The Seoul Metropolitan Government (SMG) claimed last year that it would be the first large city to enter the metaverse. The aim is to establish a virtual communication ecosystem for all facets of the city government, now known as “Metaverse Seoul.” This would involve economic, cultural, tourist, educational, and civic service in three stages beginning this year.
On Wednesday, Seoul had a closed beta test run of the first stage of its metaverse project Metaverse Seoul. This “Introduction” phase will be followed by “Expansion” (2023 to 2024) and finally, “Settlement” (2025 to 2026).
The test run included a virtual recreation of Seoul City Hall and the Seoul Plaza, where people could engage in interactive activities and games. It also has a virtual counseling room where young people could meet and talk about their issues with mentors in the metaverse. Officials believe this will assuage worries about feeling awkward talking to a possible mentor in person.
About 3,200 users of Seoul Learn, the city’s online learning platform, had signed up to take part in the test run, along with professionals from the Seoul IT Tech Governance Group. Seoul will work on an improvement based on the suggestions made by these participants.
The first phase of Metaverse Seoul is anticipated to become live by the end of November. Following that, a multitude of facilities and services, like the “Virtual Mayor’s Office,” a “Seoul FinTech Lab,” Invest Seoul, and Seoul Campus Town,” would be gradually introduced. Through a designated “Virtual Tourist Zone,” the metaverse will also provide virtual copies of its well-known tourist sites, including Gwanghwamun Plaza, Deoksugung Palace, and Namdaemun Market. Visitors also could explore digital reconstructions of lost historical places like the Donuimun gate, which was razed during the Japanese colonial period.
As part of the city’s Seoul Vision 2030 plan, the South Korean capital has invested KRW 3.9 billion (approximately €2.8 billion) in the project. The mayor, Oh Se-hoon, stated that the project intends to make Seoul a city of coexistence, a worldwide leader, a secure city, and a future emotional city. Residents of Seoul will soon be able to don VR headsets to attend mass gathering events, speak with avatar authorities, and see authentically recreated landmarks.
Other initiatives that have been mentioned include the Seoul Lantern Festival, which will be hosted in the metaverse beginning in 2023 and will be accessible worldwide. The city also announced that it will utilize the platform to produce services for the socially disadvantaged, such as safety and convenience content for individuals with disabilities, and that it will expand the platform to all municipal government sectors to increase efficiency.

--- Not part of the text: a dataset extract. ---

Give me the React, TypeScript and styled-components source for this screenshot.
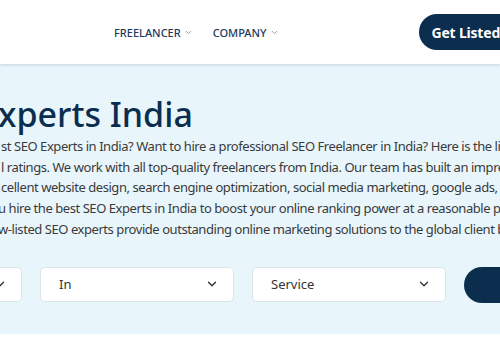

Seoul is only one of a rising number of towns globally exploring ways to use metaverse technology to manage public services better, engage residents, and increase participation with companies or downtown areas. Other cities in this growing list include Dubai and Santa Monica. In July, Dubai unveiled its own metaverse strategy, which seeks to become the city a global hub for the metaverse community and be one of the top ten metaverse economies in the world.
If used effectively, the metaverse offers a real chance to enhance municipal services and the quality of life for citizens. To accomplish this, urban authorities must be at the core of metaverse cities initiatives.